_SUPPLIED MATERIAL_
┄┄┄┄┄┄┄┄┄┄

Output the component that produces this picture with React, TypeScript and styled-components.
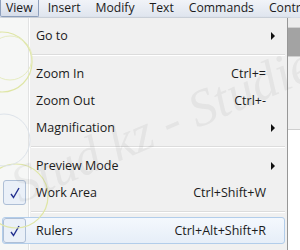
import styled, { createGlobalStyle } from 'styled-components';

const Global = createGlobalStyle`
  html, body { margin: 0; padding: 0; }
  body { width: 300px; height: 250px; overflow: hidden; background: #fff; }
`;

const Screen = styled.div`
  position: relative;
  width: 300px;
  height: 250px;
  overflow: hidden;
  font-family: "Open Sans", "Noto Sans", sans-serif;
  font-size: 12px;
  color: #1b1b1b;
  display: flex;
  flex-direction: column;
`;

const MenuBar = styled.div`
  height: 17px;
  display: flex;
  align-items: flex-start;
  gap: 3px;
  background: linear-gradient(#f1f3f8, #dfe5ee);
  border-bottom: 1px solid #d5dbe4;
  white-space: nowrap;
  flex: none;
  overflow: hidden;
`;

const BarItem = styled.div<{ $open?: boolean }>`
  height: 17px;
  box-sizing: border-box;
  line-height: 16px;
  padding: 0 5px;
  font-size: 12.2px;
  color: #1b1b1b;
  border: 1px solid ${p => (p.$open ? '#8ea0bd' : 'transparent')};
  border-top: none;
  border-radius: 0 0 2px 2px;
  background: ${p => (p.$open ? 'linear-gradient(#eef2f8, #d6dde9)' : 'transparent')};
  &:first-child { padding: 0 5px 0 5px; }
`;

const Body = styled.div`
  flex: 1;
  display: flex;
`;

const Dropdown = styled.div`
  width: 285px;
  flex: none;
  background: #f0f0f0;
  border-right: 1px solid #979797;
  box-shadow: 2px 0 2px rgba(0, 0, 0, 0.18);
  padding: 4px 0 0 2px;
  display: flex;
  flex-direction: column;
  background-image: linear-gradient(90deg, #f6f7f6 0, #f6f7f6 28px, #e2e3e3 28px, #e2e3e3 29px, #ffffff 29px, #ffffff 30px, transparent 30px);
`;

const Item = styled.div<{ $hot?: boolean }>`
  height: 27px;
  display: flex;
  align-items: center;
  margin-right: 2px;
  box-sizing: border-box;
  border: 1px solid ${p => (p.$hot ? '#b2cdea' : 'transparent')};
  border-radius: 3px;
  background: ${p => (p.$hot ? 'linear-gradient(#f4f8fd, #e6eef8)' : 'transparent')};
`;

const CheckBox = styled.div<{ $on?: boolean }>`
  width: 23px;
  height: 25px;
  flex: none;
  box-sizing: border-box;
  border: 1px solid ${p => (p.$on ? '#aebfd6' : 'transparent')};
  border-radius: 3px;
  background: ${p => (p.$on ? '#eaf0f8' : 'transparent')};
  display: flex;
  align-items: center;
  justify-content: center;
`;

const Label = styled.span`
  margin-left: 10px;
  flex: 1;
  font-size: 12.5px;
  white-space: nowrap;
`;

const Shortcut = styled.span`
  margin-right: 18px;
  font-size: 12.5px;
  white-space: nowrap;
`;

const Arrow = styled.span`
  width: 0;
  height: 0;
  margin-right: 9px;
  border-top: 4px solid transparent;
  border-bottom: 4px solid transparent;
  border-left: 4px solid #111;
`;

const Separator = styled.div`
  height: 11px;
  margin-left: 29px;
  margin-right: 2px;
  display: flex;
  flex-direction: column;
  justify-content: center;
  &::before { content: ''; height: 1px; background: #dcdcdc; }
  &::after { content: ''; height: 1px; background: #ffffff; }
`;

const Workspace = styled.div`
  flex: 1;
  display: flex;
  flex-direction: column;
`;

const Strip = styled.div<{ $h: number; $bg: string }>`
  height: ${p => p.$h}px;
  background: ${p => p.$bg};
  border-bottom: 1px solid #cfcfcf;
`;

const Watermark = styled.div`
  position: absolute;
  left: 2px;
  top: 160px;
  transform: rotate(-23deg);
  transform-origin: left top;
  font-family: "Liberation Serif", serif;
  font-style: italic;
  font-size: 52px;
  color: rgba(90, 90, 90, 0.08);
  white-space: nowrap;
  pointer-events: none;
`;

const Rings = styled.svg`
  position: absolute;
  left: 0;
  top: 0;
  pointer-events: none;
`;

function Tick() {
  return (
    <svg width="10" height="12" viewBox="0 0 10 12">
      <path d="M1 7 L3.5 10.5 L9 1" fill="none" stroke="#23308f" strokeWidth="1.4" />
    </svg>
  );
}

type Row = { label: string; key?: string; sub?: boolean; check?: boolean; hot?: boolean } | 'sep';

const rows: Row[] = [
  { label: 'Go to', sub: true },
  'sep',
  { label: 'Zoom In', key: 'Ctrl+=' },
  { label: 'Zoom Out', key: 'Ctrl+-' },
  { label: 'Magnification', sub: true },
  'sep',
  { label: 'Preview Mode', sub: true },
  { label: 'Work Area', key: 'Ctrl+Shift+W', check: true },
  'sep',
  { label: 'Rulers', key: 'Ctrl+Alt+Shift+R', check: true, hot: true },
];

export default function App() {
  return (
    <Screen>
      <Global />
      <MenuBar>
        <BarItem $open>View</BarItem>
        <BarItem>Insert</BarItem>
        <BarItem>Modify</BarItem>
        <BarItem>Text</BarItem>
        <BarItem>Commands</BarItem>
        <BarItem>Control</BarItem>
      </MenuBar>
      <Body>
        <Dropdown>
          {rows.map((r, i) =>
            r === 'sep' ? (
              <Separator key={i} />
            ) : (
              <Item key={i} $hot={r.hot}>
                <CheckBox $on={r.check}>{r.check && <Tick />}</CheckBox>
                <Label>{r.label}</Label>
                {r.key && <Shortcut>{r.key}</Shortcut>}
                {r.sub && <Arrow />}
              </Item>
            )
          )}
        </Dropdown>
        <Workspace>
          <Strip $h={9} $bg="#ececec" />
          <Strip $h={28} $bg="#a3a3a3" />
          <Strip $h={72} $bg="#f1f1f1" />
          <Strip $h={130} $bg="#ffffff" />
        </Workspace>
      </Body>
      <Rings width="300" height="250">
        <circle cx="2" cy="62" r="30" fill="none" stroke="#dfe6a6" strokeWidth="1.2" />
        <circle cx="10" cy="58" r="22" fill="none" stroke="#e6ecc0" strokeWidth="1" />
        <circle cx="16" cy="196" r="32" fill="none" stroke="#dfe6a6" strokeWidth="1.2" />
        <circle cx="4" cy="140" r="26" fill="none" stroke="#dde3ea" strokeWidth="1" />
      </Rings>
      <Watermark>Stud.kz - Studies</Watermark>
    </Screen>
  );
}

┄┄┄┄┄┄┄┄┄┄

_WHAT NEEDS TO BE DONE_
Restate the full listing verbatim and drop every picture.

_EXERCISE RESULT_
Output the component that produces this picture with React, TypeScript and styled-components.
import styled, { createGlobalStyle } from 'styled-components';

const Global = createGlobalStyle`
  html, body { margin: 0; padding: 0; }
  body { width: 300px; height: 250px; overflow: hidden; background: #fff; }
`;

const Screen = styled.div`
  position: relative;
  width: 300px;
  height: 250px;
  overflow: hidden;
  font-family: "Open Sans", "Noto Sans", sans-serif;
  font-size: 12px;
  color: #1b1b1b;
  display: flex;
  flex-direction: column;
`;

const MenuBar = styled.div`
  height: 17px;
  display: flex;
  align-items: flex-start;
  gap: 3px;
  background: linear-gradient(#f1f3f8, #dfe5ee);
  border-bottom: 1px solid #d5dbe4;
  white-space: nowrap;
  flex: none;
  overflow: hidden;
`;

const BarItem = styled.div<{ $open?: boolean }>`
  height: 17px;
  box-sizing: border-box;
  line-height: 16px;
  padding: 0 5px;
  font-size: 12.2px;
  color: #1b1b1b;
  border: 1px solid ${p => (p.$open ? '#8ea0bd' : 'transparent')};
  border-top: none;
  border-radius: 0 0 2px 2px;
  background: ${p => (p.$open ? 'linear-gradient(#eef2f8, #d6dde9)' : 'transparent')};
  &:first-child { padding: 0 5px 0 5px; }
`;

const Body = styled.div`
  flex: 1;
  display: flex;
`;

const Dropdown = styled.div`
  width: 285px;
  flex: none;
  background: #f0f0f0;
  border-right: 1px solid #979797;
  box-shadow: 2px 0 2px rgba(0, 0, 0, 0.18);
  padding: 4px 0 0 2px;
  display: flex;
  flex-direction: column;
  background-image: linear-gradient(90deg, #f6f7f6 0, #f6f7f6 28px, #e2e3e3 28px, #e2e3e3 29px, #ffffff 29px, #ffffff 30px, transparent 30px);
`;

const Item = styled.div<{ $hot?: boolean }>`
  height: 27px;
  display: flex;
  align-items: center;
  margin-right: 2px;
  box-sizing: border-box;
  border: 1px solid ${p => (p.$hot ? '#b2cdea' : 'transparent')};
  border-radius: 3px;
  background: ${p => (p.$hot ? 'linear-gradient(#f4f8fd, #e6eef8)' : 'transparent')};
`;

const CheckBox = styled.div<{ $on?: boolean }>`
  width: 23px;
  height: 25px;
  flex: none;
  box-sizing: border-box;
  border: 1px solid ${p => (p.$on ? '#aebfd6' : 'transparent')};
  border-radius: 3px;
  background: ${p => (p.$on ? '#eaf0f8' : 'transparent')};
  display: flex;
  align-items: center;
  justify-content: center;
`;

const Label = styled.span`
  margin-left: 10px;
  flex: 1;
  font-size: 12.5px;
  white-space: nowrap;
`;

const Shortcut = styled.span`
  margin-right: 18px;
  font-size: 12.5px;
  white-space: nowrap;
`;

const Arrow = styled.span`
  width: 0;
  height: 0;
  margin-right: 9px;
  border-top: 4px solid transparent;
  border-bottom: 4px solid transparent;
  border-left: 4px solid #111;
`;

const Separator = styled.div`
  height: 11px;
  margin-left: 29px;
  margin-right: 2px;
  display: flex;
  flex-direction: column;
  justify-content: center;
  &::before { content: ''; height: 1px; background: #dcdcdc; }
  &::after { content: ''; height: 1px; background: #ffffff; }
`;

const Workspace = styled.div`
  flex: 1;
  display: flex;
  flex-direction: column;
`;

const Strip = styled.div<{ $h: number; $bg: string }>`
  height: ${p => p.$h}px;
  background: ${p => p.$bg};
  border-bottom: 1px solid #cfcfcf;
`;

const Watermark = styled.div`
  position: absolute;
  left: 2px;
  top: 160px;
  transform: rotate(-23deg);
  transform-origin: left top;
  font-family: "Liberation Serif", serif;
  font-style: italic;
  font-size: 52px;
  color: rgba(90, 90, 90, 0.08);
  white-space: nowrap;
  pointer-events: none;
`;

const Rings = styled.svg`
  position: absolute;
  left: 0;
  top: 0;
  pointer-events: none;
`;

function Tick() {
  return (
    <svg width="10" height="12" viewBox="0 0 10 12">
      <path d="M1 7 L3.5 10.5 L9 1" fill="none" stroke="#23308f" strokeWidth="1.4" />
    </svg>
  );
}

type Row = { label: string; key?: string; sub?: boolean; check?: boolean; hot?: boolean } | 'sep';

const rows: Row[] = [
  { label: 'Go to', sub: true },
  'sep',
  { label: 'Zoom In', key: 'Ctrl+=' },
  { label: 'Zoom Out', key: 'Ctrl+-' },
  { label: 'Magnification', sub: true },
  'sep',
  { label: 'Preview Mode', sub: true },
  { label: 'Work Area', key: 'Ctrl+Shift+W', check: true },
  'sep',
  { label: 'Rulers', key: 'Ctrl+Alt+Shift+R', check: true, hot: true },
];

export default function App() {
  return (
    <Screen>
      <Global />
      <MenuBar>
        <BarItem $open>View</BarItem>
        <BarItem>Insert</BarItem>
        <BarItem>Modify</BarItem>
        <BarItem>Text</BarItem>
        <BarItem>Commands</BarItem>
        <BarItem>Control</BarItem>
      </MenuBar>
      <Body>
        <Dropdown>
          {rows.map((r, i) =>
            r === 'sep' ? (
              <Separator key={i} />
            ) : (
              <Item key={i} $hot={r.hot}>
                <CheckBox $on={r.check}>{r.check && <Tick />}</CheckBox>
                <Label>{r.label}</Label>
                {r.key && <Shortcut>{r.key}</Shortcut>}
                {r.sub && <Arrow />}
              </Item>
            )
          )}
        </Dropdown>
        <Workspace>
          <Strip $h={9} $bg="#ececec" />
          <Strip $h={28} $bg="#a3a3a3" />
          <Strip $h={72} $bg="#f1f1f1" />
          <Strip $h={130} $bg="#ffffff" />
        </Workspace>
      </Body>
      <Rings width="300" height="250">
        <circle cx="2" cy="62" r="30" fill="none" stroke="#dfe6a6" strokeWidth="1.2" />
        <circle cx="10" cy="58" r="22" fill="none" stroke="#e6ecc0" strokeWidth="1" />
        <circle cx="16" cy="196" r="32" fill="none" stroke="#dfe6a6" strokeWidth="1.2" />
        <circle cx="4" cy="140" r="26" fill="none" stroke="#dde3ea" strokeWidth="1" />
      </Rings>
      <Watermark>Stud.kz - Studies</Watermark>
    </Screen>
  );
}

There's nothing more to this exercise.